Preparing to Travel with a Child Who is Medically Complex

Traveling with a child who has complex medical needs can be daunting, to say the least. There is so much preparation involved, that sometimes it almost doesn’t seem worth it. Or if we do travel, I often feel that I need a vacation when I return home!

The easiest thing for me has been to keep a checklist that I can print out each time we are going to travel. I certainly spend the most amount of time packing and planning for my daughter—the rest of us are easy—but for her I start planning sometimes a week in advance.

I wanted to share a sample of my checklist in hopes that it may give other parents a starting point to make sure they are fully prepared to travel.


  • Is there a children’s hospital nearby or a local hospital that will transfer to one?
  • Is there a pharmacy nearby that can provide needed medications?
  • What is the weather like there? Will it be too hot for my child and do we need to make sure there is a place with air conditioning that we can go to?
  • If traveling for medical reasons, I try to find something fun to do to make it a bit more exciting for the kids, such as a zoo or children’s museum. Check with the hospital you are going to since sometimes they have discount tickets available.

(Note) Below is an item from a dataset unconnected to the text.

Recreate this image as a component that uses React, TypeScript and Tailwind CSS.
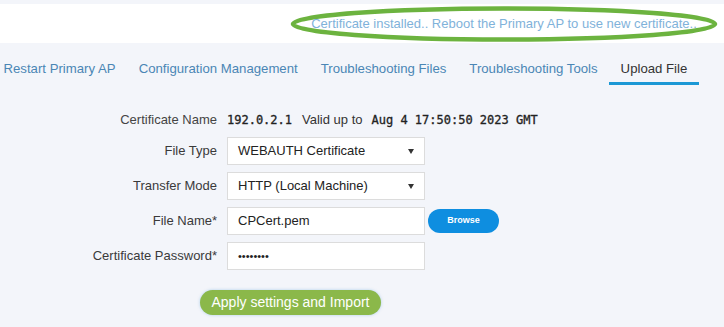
import React from "react";

const tabs = [
  "Restart Primary AP",
  "Configuration Management",
  "Troubleshooting Files",
  "Troubleshooting Tools",
  "Upload File",
];

function Caret() {
  return (
    <svg width="6" height="5" viewBox="0 0 6 5" className="ml-auto">
      <path d="M0 0h6L3 5z" fill="#333" />
    </svg>
  );
}

function Row({ label, children }: { label: string; children: React.ReactNode }) {
  return (
    <div className="flex h-[28px] items-center">
      <div className="w-[217px] shrink-0 text-right text-[13px] text-[#3a3a3a]">{label}</div>
      <div className="ml-[10px] flex items-center">{children}</div>
    </div>
  );
}

const mono = { fontFamily: '"DejaVu Sans Mono", monospace', WebkitTextStroke: "0.3px #222" };

export default function App() {
  return (
    <div
      className="h-[327px] w-[724px] overflow-hidden bg-[#f3f5fa]"
      style={{ fontFamily: '"Liberation Sans", Arial, sans-serif' }}
    >
      {/* notice band */}
      <div className="mt-[4px] flex h-[39px] items-center bg-white">
        <div className="relative ml-[290px] flex h-[36px] w-[428px] items-center justify-center">
          <svg className="absolute inset-0" width="428" height="36" viewBox="0 0 428 36">
            <ellipse cx="214" cy="18" rx="211" ry="15.5" fill="none" stroke="#6cb33f" strokeWidth="4.5" />
          </svg>
          <span className="relative text-[13px] text-[#7fb2da]">
            Certificate installed.. Reboot the Primary AP to use new certificate..
          </span>
        </div>
      </div>

      {/* tabs */}
      <div className="ml-[-8px] mt-[10px] flex">
        {tabs.map((t) => {
          const active = t === "Upload File";
          return (
            <div
              key={t}
              className={`px-[11.5px] pb-[5px] pt-[8px] text-[13.2px] leading-[16px] border-b-[3px] ${
                active ? "border-[#1b98d5] text-[#333]" : "border-transparent text-[#4a86b5]"
              }`}
            >
              {t}
            </div>
          );
        })}
      </div>

      {/* form */}
      <div className="mt-[25px]">
        <div className="flex h-[20px] items-center">
          <div className="w-[217px] shrink-0 text-right text-[13px] text-[#444]">Certificate Name</div>
          <div className="ml-[10px] flex items-center text-[13px] text-[#333]">
            <span className="text-[12px] text-[#222]" style={mono}>
              192.0.2.1
            </span>
            <span className="ml-[10px]">Valid up to</span>
            <span className="ml-[9px] text-[12px] text-[#222]" style={mono}>
              Aug 4 17:50:50 2023 GMT
            </span>
          </div>
        </div>

        <div className="mt-[7px] flex flex-col gap-[7px]">
          <Row label="File Type">
            <div className="flex h-[28px] w-[198px] items-center border border-[#dcdcdc] bg-white pl-[10px] pr-[10px] text-[13px] text-[#222]">
              WEBAUTH Certificate
              <Caret />
            </div>
          </Row>
          <Row label="Transfer Mode">
            <div className="flex h-[28px] w-[198px] items-center border border-[#dcdcdc] bg-white pl-[10px] pr-[10px] text-[13px] text-[#222]">
              HTTP (Local Machine)
              <Caret />
            </div>
          </Row>
          <Row label="File Name*">
            <div className="flex h-[28px] w-[198px] items-center border border-[#dcdcdc] bg-white pl-[10px] text-[13px] text-[#222]">
              CPCert.pem
            </div>
            <button className="ml-[3px] flex h-[24px] w-[71px] items-center justify-center rounded-full bg-[#0e8ee0] text-[9px] font-bold text-white">
              Browse
            </button>
          </Row>
          <Row label="Certificate Password*">
            <div className="flex h-[28px] w-[198px] items-center border border-[#dcdcdc] bg-white pl-[10px] text-[11px] text-[#222]">
              ••••••••
            </div>
          </Row>
        </div>

        <button className="ml-[200px] mt-[20px] flex h-[25px] w-[181px] items-center justify-center rounded-full bg-[#8bb84a] text-[14px] text-white shadow-[0_0_3px_rgba(100,170,220,0.5)]">
          Apply settings and Import
        </button>
      </div>
    </div>
  );
}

  • Is there a fridge for formula/fluids/medications?
  • Will there be extra room to fit stroller and medical supplies (or a handicap room)?
  • Are there plenty of outlets for pumps?


  • What documents do I need to get through security, such as a medical card for implanted devices?
  • Have I obtained a doctor’s note for any formulas and medications that must be carried onto the plane?
  • Have I contacted the airline about checking medical supplies? Any suitcase that is being used for medical supplies should be free to check.
  • How will I transport my child? If your child is in a stroller, you can wheel them up to the gate and check the stroller for free.
  • How will we board? Many airlines will also allow a child with a disability to board first so that you have a bit more time to settle in.
  • You may also want to add to your list some of the important things you need to bring in case of emergencies. Here are some examples:


  • Cooler for IV fluids/formula/medications
  • Plug converter for pumps
  • Mat or changing pad to do diaper changes
  • Extra outfits, since we almost always have a diaper leak or tube leak


  • Extra medications, plus original bottles and current prescriptions
  • Extra IV fluids/formula
  • Extra pumps/batteries
  • Extra supplies (especially if your child has a central line…bring lots of syringes, gloves, masks, dressing change kits, flushes, alcohol wipes, etc.)
  • Essential notes from care providers (ER protocol letter, latest discharge notes, explanation of condition)
  • List of doctors and phone numbers where they can be reached

Another thing to keep in mind is that many infusion and supply companies will ship supplies to your destination. Daily supplies can really add up, and if you are traveling for multiple days, this can be very helpful. Check with your company to find out their policy. Always pack what you need for the day you are traveling plus extra in case the supplies don’t arrive on time or there is a problem with delivery.

If you have a Medicaid waiver or participate in another Medicaid program, check with your case coordinator. Sometimes Medicaid will provide reimbursement for out of state medical related travel. This can cover mileage, rental car, flights, hotel, and even food.

Don’t forget to take care of you! I inevitably forget to pack something important for myself, like my own medications. In the stress of packing for your child with medical issues, remember that you also need to take care of yourself while away. Will you be staying with friends or family? Bring a book or something relaxing and try to make some time for yourself to refresh and recharge.